Posture Negative memories Positive memories
Slumped Easy access, rapid recall Slower, requires ~2× brain effort
Upright Accessible but not dominant Easy access, balanced recall

Why this happens: embodied cognition

The theoretical framework here is embodied cognition — the idea that your mind isn't a brain-in-a-jar running abstract software. Your body is part of the computation. Physical states shape mental states, not just the other way around.

Think of it like environment variables in a running process. Your code (thoughts, memories, reasoning) executes differently depending on the runtime config (posture, breathing, muscle tension). Same codebase. Different output.

Language has always known this. We say someone is "in a slump" or "feeling down." We describe resilience as "standing tall" and defeat as "being crushed." These aren't metaphors — they're documentation. The body was there first.

The depression feedback loop

People experiencing depression tend to adopt a slumped posture.
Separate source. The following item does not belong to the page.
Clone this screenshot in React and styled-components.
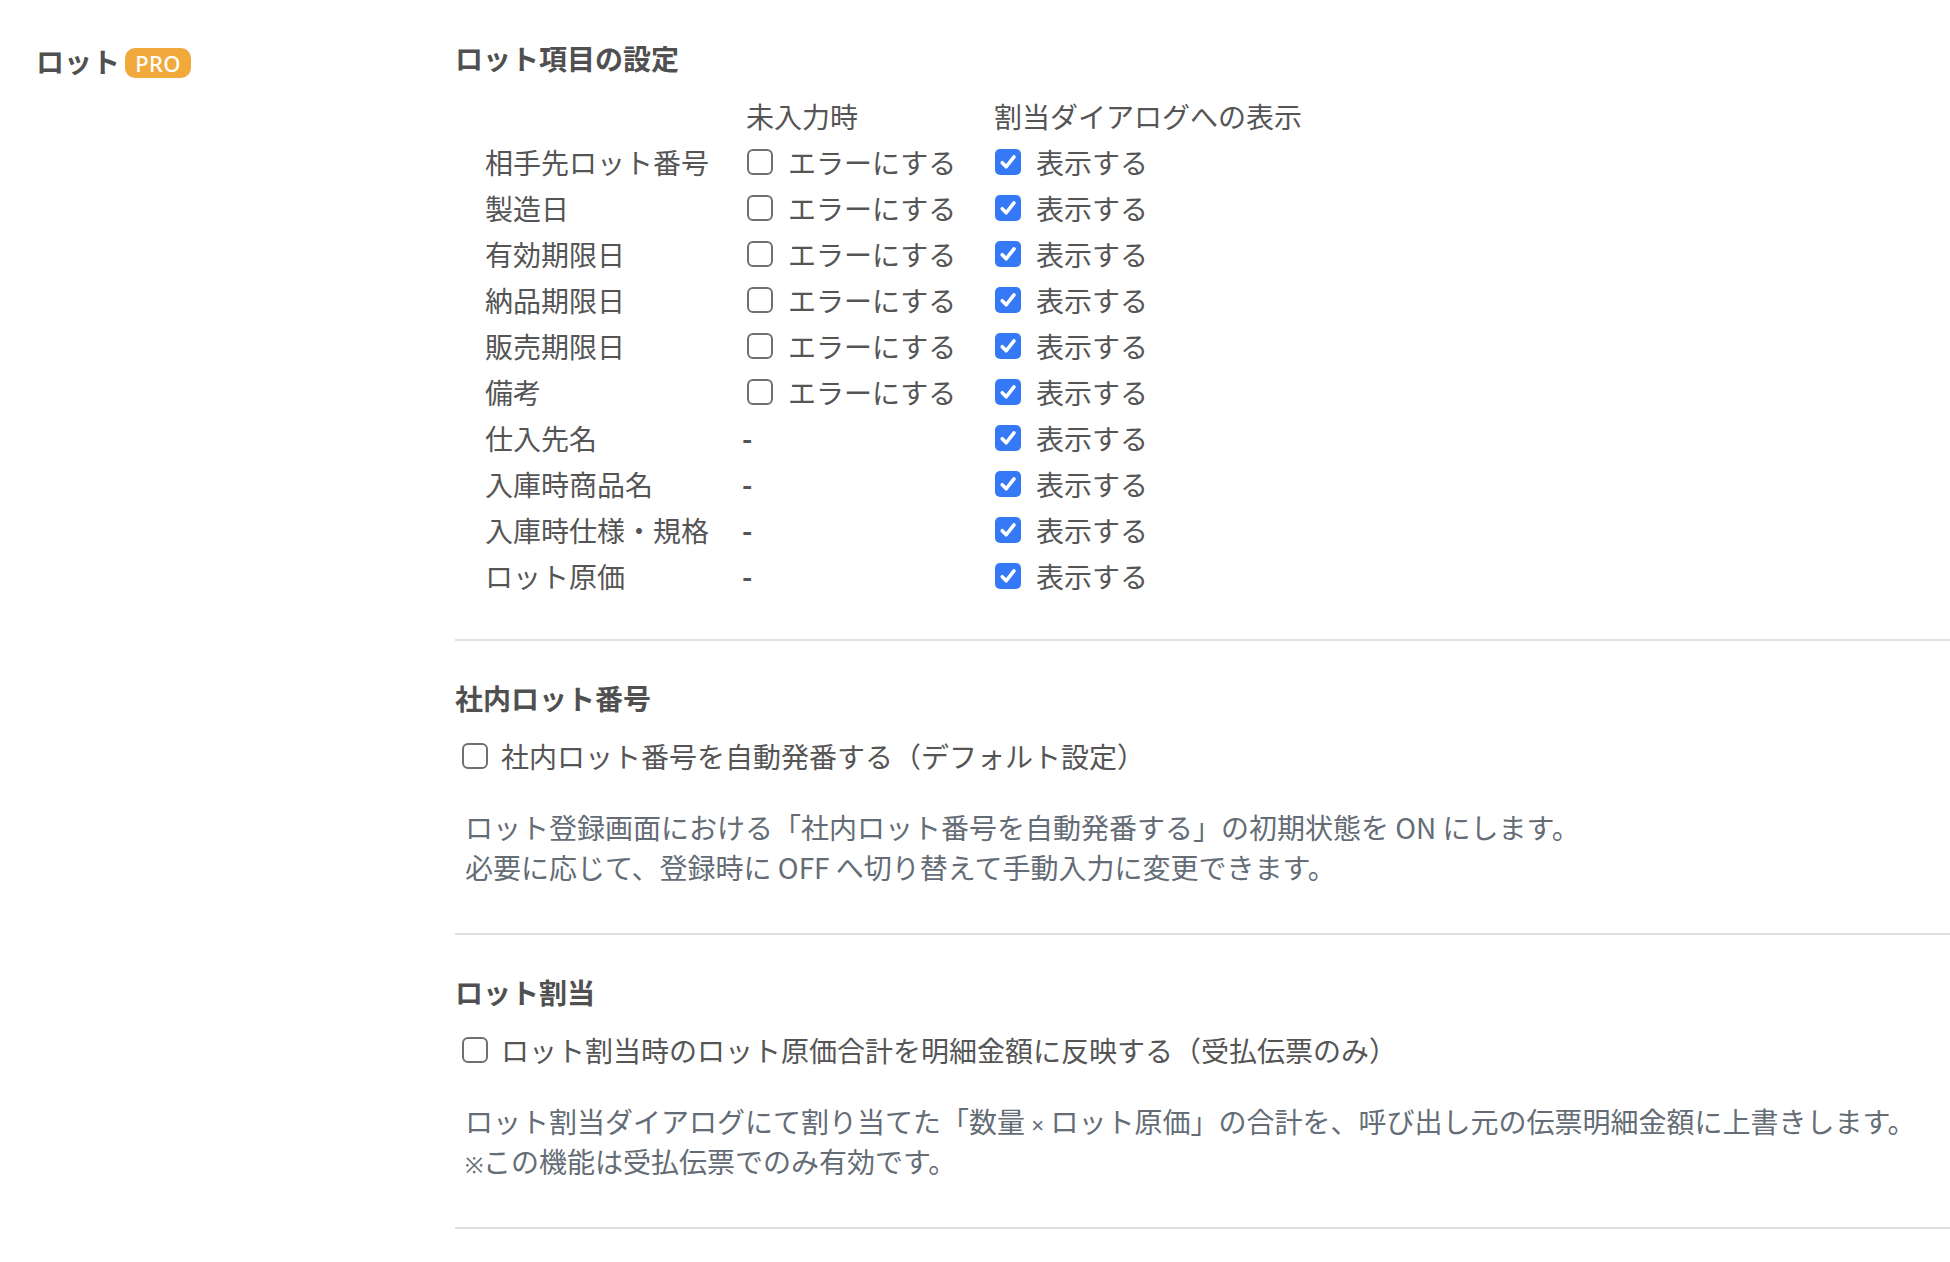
import React from "react";
import styled, { createGlobalStyle } from "styled-components";

const GlobalStyle = createGlobalStyle`
  html, body {
    margin: 0;
    padding: 0;
    background: #ffffff;
  }
  body {
    font-family: "Noto Sans CJK JP", "Noto Sans", sans-serif;
    color: #555555;
  }
`;

const Page = styled.div`
  display: grid;
  grid-template-columns: 455px 1fr;
  width: 1950px;
  min-height: 1262px;
  padding-top: 38px;
  box-sizing: border-box;
`;

const Sidebar = styled.aside`
  padding: 3px 0 0 36px;
`;

const SideTitle = styled.div`
  display: flex;
  align-items: center;
  gap: 5px;
  height: 40px;
  font-size: 28px;
  font-weight: 700;
  color: #505050;
  line-height: 40px;
`;

const ProBadge = styled.span`
  display: inline-flex;
  align-items: center;
  justify-content: center;
  width: 66px;
  height: 30px;
  margin-top: 3px;
  border-radius: 10px;
  background: #f2a93b;
  color: #ffffff;
  font-family: "Noto Sans", "Open Sans", sans-serif;
  font-size: 22px;
  font-weight: 500;
  line-height: 30px;
  letter-spacing: 0.3px;
`;

const Main = styled.main`
  display: flex;
  flex-direction: column;
`;

const Section = styled.section`
  padding: ${(p) => (p.$first ? "0" : "37px")} 0 ${(p) => p.$bottom}px 0;
  border-bottom: 2px solid #dcdfe3;
`;

const Heading = styled.h2`
  margin: 0;
  font-size: 28px;
  font-weight: 700;
  line-height: 40px;
  color: #505050;
`;

const Table = styled.div`
  display: grid;
  grid-template-columns: 261px 248px auto;
  grid-auto-rows: 46px;
  align-items: center;
  margin-top: 15px;
  padding-left: 30px;
  font-size: 28px;
  line-height: 46px;
  color: #555555;
`;

const Cell = styled.div`
  display: flex;
  align-items: center;
  white-space: nowrap;
`;

const Dash = styled.span`
  margin-left: -4px;
  font-weight: 700;
`;

const CheckLabel = styled.label`
  display: flex;
  align-items: center;
  gap: ${(p) => p.$gap || 15}px;
  padding-left: ${(p) => p.$indent || 0}px;
  margin-top: ${(p) => p.$top || 0}px;
  height: 46px;
  font-size: 28px;
  line-height: 46px;
  color: #555555;
  white-space: nowrap;
`;

const Box = styled.span`
  box-sizing: border-box;
  flex: none;
  display: inline-flex;
  align-items: center;
  justify-content: center;
  width: 26px;
  height: 26px;
  margin-left: 1px;
  border-radius: ${(p) => (p.$checked ? "5px" : "6px")};
  border: ${(p) => (p.$checked ? "none" : "2px solid #707070")};
  background: ${(p) => (p.$checked ? "#3579f6" : "#ffffff")};
`;

const Description = styled.p`
  margin: 28px 0 0 0;
  padding-left: 10px;
  font-size: 28px;
  line-height: 40px;
  color: #646c75;
  white-space: nowrap;
`;

const Small = styled.span`
  font-family: "Liberation Sans", Arial, sans-serif;
  font-size: 22px;
  line-height: 0;
`;

function Checkbox({ checked }) {
  return (
    <Box $checked={checked}>
      {checked && (
        <svg width="20" height="20" viewBox="0 0 19 19" aria-hidden="true">
          <path
            d="M4 10.2 L7.8 14 L15.2 4.6"
            fill="none"
            stroke="#ffffff"
            strokeWidth="3.4"
            strokeLinecap="round"
            strokeLinejoin="round"
          />
        </svg>
      )}
    </Box>
  );
}

const rows = [
  { name: "相手先ロット番号", error: true },
  { name: "製造日", error: true },
  { name: "有効期限日", error: true },
  { name: "納品期限日", error: true },
  { name: "販売期限日", error: true },
  { name: "備考", error: true },
  { name: "仕入先名", error: false },
  { name: "入庫時商品名", error: false },
  { name: "入庫時仕様・規格", error: false },
  { name: "ロット原価", error: false },
];

export default function App() {
  return (
    <>
      <GlobalStyle />
      <Page>
        <Sidebar>
          <SideTitle>
            ロット
            <ProBadge>PRO</ProBadge>
          </SideTitle>
        </Sidebar>
        <Main>
          <Section $first $bottom={40}>
            <Heading>ロット項目の設定</Heading>
            <Table>
              <Cell />
              <Cell>未入力時</Cell>
              <Cell>割当ダイアログへの表示</Cell>
              {rows.map((r) => (
                <React.Fragment key={r.name}>
                  <Cell>{r.name}</Cell>
                  <Cell>
                    {r.error ? (
                      <CheckLabel>
                        <Checkbox checked={false} />
                        エラーにする
                      </CheckLabel>
                    ) : (
                      <Dash>-</Dash>
                    )}
                  </Cell>
                  <Cell>
                    <CheckLabel>
                      <Checkbox checked />
                      表示する
                    </CheckLabel>
                  </Cell>
                </React.Fragment>
              ))}
            </Table>
          </Section>
          <Section $bottom={46}>
            <Heading>社内ロット番号</Heading>
            <CheckLabel $indent={6} $top={15} $gap={13}>
              <Checkbox checked={false} />
              社内ロット番号を自動発番する（デフォルト設定）
            </CheckLabel>
            <Description>
              ロット登録画面における「社内ロット番号を自動発番する」の初期状態を ON にします。
              <br />
              必要に応じて、登録時に OFF へ切り替えて手動入力に変更できます。
            </Description>
          </Section>
          <Section $bottom={46}>
            <Heading>ロット割当</Heading>
            <CheckLabel $indent={6} $top={15} $gap={13}>
              <Checkbox checked={false} />
              ロット割当時のロット原価合計を明細金額に反映する（受払伝票のみ）
            </CheckLabel>
            <Description>
              ロット割当ダイアログにて割り当てた「数量 <Small>×</Small> ロット原価」の合計を、呼び出し元の伝票明細金額に上書きします。
              <br />
              <Small>※</Small>この機能は受払伝票でのみ有効です。
            </Description>
          </Section>
        </Main>
      </Page>
    </>
  );
}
That slumped posture makes it easier to recall negative memories. Those negative memories deepen the depression. Which deepens the slouch. It's a feedback loop with your spine as the amplifier — and simply becoming aware of it is the first step toward breaking the cycle.

92% agreement: it's not subtle

An earlier study by Wilson and Peper (2004) found that 92% of participants — not a typo — reported that generating positive thoughts was easiest in the upright position. When nearly everyone in a study agrees on a subjective experience, the signal is unusually strong.

92%
said positive thoughts came easiest while sitting upright — Wilson & Peper, 2004

And this wasn't limited to people who were already feeling low. These were non-depressed participants. The postural bias on memory recall showed up in everyone. It's not a vulnerability. It's a feature of how human bodies and brains interact.

What this means at your desk

If you spend 6–8 hours a day in a slouched position — and most desk workers do — you're not just straining your neck. You're running your memory retrieval system with a negativity bias baked into the hardware layer.

Every time you reflect on a project, evaluate your career, think about a conversation from yesterday — the posture you're in while doing that thinking is quietly editing which version of the story surfaces first. Slumped? Here's the version where you failed. Upright? Here's a more balanced cut.

Your posture isn't just a physical habit. It's an editorial lens on your own autobiography.

The practical takeaway

You don't need to sit ramrod-straight for 8 hours. You just need to notice when you've collapsed — especially during moments of reflection, self-evaluation, or decision-making. Those are the moments when your posture is most actively shaping which memories you access and, by extension, which conclusions you reach about yourself.

The story you tell yourself

We spend a lot of effort managing inputs — what we read, who we follow, what notifications we allow. But the most persistent filter on your self-narrative isn't an algorithm or a news feed. It's the angle of your spine.

Sitting upright doesn't erase negative memories. It doesn't generate false optimism. What it does is give your brain a more balanced view of your own life — equal access to the wins and the losses, the strengths and the setbacks. A fairer edit.

Slouching rewrites your memories. Sitting tall gives you the unedited version.